Centralized control versus market-driven standards

Some critics push for centralized, government-led standards to govern model versioning and auditing. Proponents of market-driven approaches counter that voluntary standards, competitive pressures, and private-sector innovation produce better outcomes with greater flexibility. They argue that regulators should focus on outcomes (safety, fairness, accountability) and allow firms to demonstrate compliance through transparent practices and independent third-party assessments. See regulation and standards for related discussions.

woke criticisms and the response

In some policy debates, critics argue that stronger visibility into model lineage, training data, and decision logic is necessary to address social harms such as discrimination or privacy breaches. From a market- and policy-stability viewpoint, proponents contend that these concerns can be addressed through targeted disclosures, robust audits, and liability frameworks rather than broad, prescriptive rules that risk stifling innovation and raising costs for smaller players. They may view sweeping calls for uniform, heavy-handed governance as overreaching or impractical, and argue for calibrated, performance-based approaches that protect consumers while preserving competitive markets. See algorithmic bias and privacy for contextual discussion.

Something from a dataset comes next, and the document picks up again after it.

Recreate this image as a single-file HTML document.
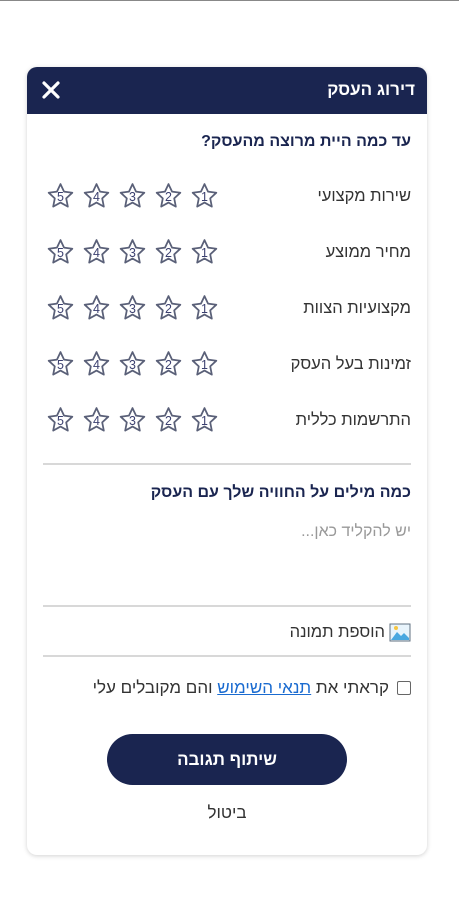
<!DOCTYPE html>
<html><head><meta charset="utf-8"><style>
*{margin:0;padding:0;box-sizing:border-box}
body{width:459px;height:917px;background:#fff;position:relative;font-family:"Liberation Sans","Noto Sans CJK SC",sans-serif;overflow:hidden}
.top{position:absolute;left:0;top:0;width:459px;height:1px;background:#888}
.card{position:absolute;left:27px;top:67px;width:400px;height:788px;border-radius:10px;background:#fff;box-shadow:0 1px 5px rgba(0,0,0,.18);overflow:hidden}
.hdr{position:absolute;left:0;top:0;width:400px;height:47px;background:#1a2550}
.hdr .t{position:absolute;right:12px;top:13px;color:#fff;font-weight:bold;font-size:17px;direction:rtl}
.hdr .x{position:absolute;left:14px;top:13px}
.abs{position:absolute;direction:rtl;white-space:nowrap}
.q{right:16px;color:#1a2550;font-weight:bold;font-size:16px}
.lbl{right:16px;color:#333;font-size:16.5px}
.line{position:absolute;left:16px;width:368px;height:2px;background:#d8d8d8}
.stars{position:absolute;left:20px;display:flex;gap:9px}
.btn{position:absolute;left:80px;top:667px;width:240px;height:51px;border-radius:26px;background:#1a2550;color:#fff;font-weight:bold;font-size:17px;text-align:center;line-height:51px;direction:rtl}
</style></head><body>
<div class="top"></div>
<div class="card">
 <div class="hdr"><div class="t">דירוג העסק</div>
  <svg class="x" width="20" height="20" viewBox="0 0 20 20"><path d="M3 3L17 17M17 3L3 17" stroke="#fff" stroke-width="3.2" stroke-linecap="round"/></svg></div>
 <div class="abs q" style="top:66px">עד כמה היית מרוצה מהעסק?</div>

 <div class="abs lbl" style="top:120px">שירות מקצועי</div>
 <div class="abs lbl" style="top:176px">מחיר ממוצע</div>
 <div class="abs lbl" style="top:232px">מקצועיות הצוות</div>
 <div class="abs lbl" style="top:288px">זמינות בעל העסק</div>
 <div class="abs lbl" style="top:344px">התרשמות כללית</div>

 <div id="s"></div>

 <div class="line" style="top:396px"></div>
 <div class="abs q" style="top:417px">כמה מילים על החוויה שלך עם העסק</div>
 <div class="abs" style="right:16px;top:456px;color:#999;font-size:16px">יש להקליד כאן...</div>
 <div class="line" style="top:538px"></div>
 <div class="abs" style="right:16px;top:556px;color:#333;font-size:16.5px;display:flex;align-items:center;gap:4px">
  <svg width="22" height="19" viewBox="0 0 22 19"><rect x="1" y="1" width="20" height="17" fill="#e8f4fc" stroke="#607080" stroke-width="1"/><path d="M2 17L8 9L12 13L15 10L20 15L20 17Z" fill="#4aa8e0"/><circle cx="7" cy="5" r="2" fill="#f5c542"/></svg>
  <span>הוספת תמונה</span></div>
 <div class="line" style="top:588px"></div>
 <div class="abs" style="right:16px;top:611px;color:#333;font-size:17px;display:flex;align-items:center;gap:8px">
  <span style="width:14px;height:14px;border:1.5px solid #666;border-radius:2px;display:inline-block"></span>
  <span>קראתי את <u style="color:#1a6bd0">תנאי השימוש</u> והם מקובלים עלי</span></div>
 <div class="btn">שיתוף תגובה</div>
 <div class="abs" style="left:0;width:400px;text-align:center;top:736px;color:#333;font-size:17px">ביטול</div>
</div>
<script>
var rows=[115,171,227,283,339],h='';
rows.forEach(function(t){h+='<div class="stars" style="top:'+t+'px">';for(var n=5;n>=1;n--){h+='<svg width="27" height="27" viewBox="0 0 26 26"><polygon points="13,2 16.4,9.3 24.4,10.3 18.5,15.8 20.05,23.7 13,19.8 5.95,23.7 7.5,15.8 1.6,10.3 9.6,9.3" fill="none" stroke="#5a6078" stroke-width="1.7" stroke-linejoin="round"/><text x="13" y="18.5" text-anchor="middle" font-size="12" font-family="Liberation Sans" fill="#3b4070">'+n+'</text></svg>';}h+='</div>';});
document.getElementById('s').outerHTML=h;
</script>
</body></html>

fairness, bias, and performance trade-offs

A common contention is how to balance fairness objectives with other performance requirements and user experience. Center-right perspectives often emphasize that fairness goals should be pursued in ways that respect due process, minimize unintended consequences, and avoid imposing uniform constraints that could sacrifice overall quality or access to technology. They may favor market signals, user-facing choices, and ex post accountability (audits, redress mechanisms) over preemptive, one-size-fits-all mandates.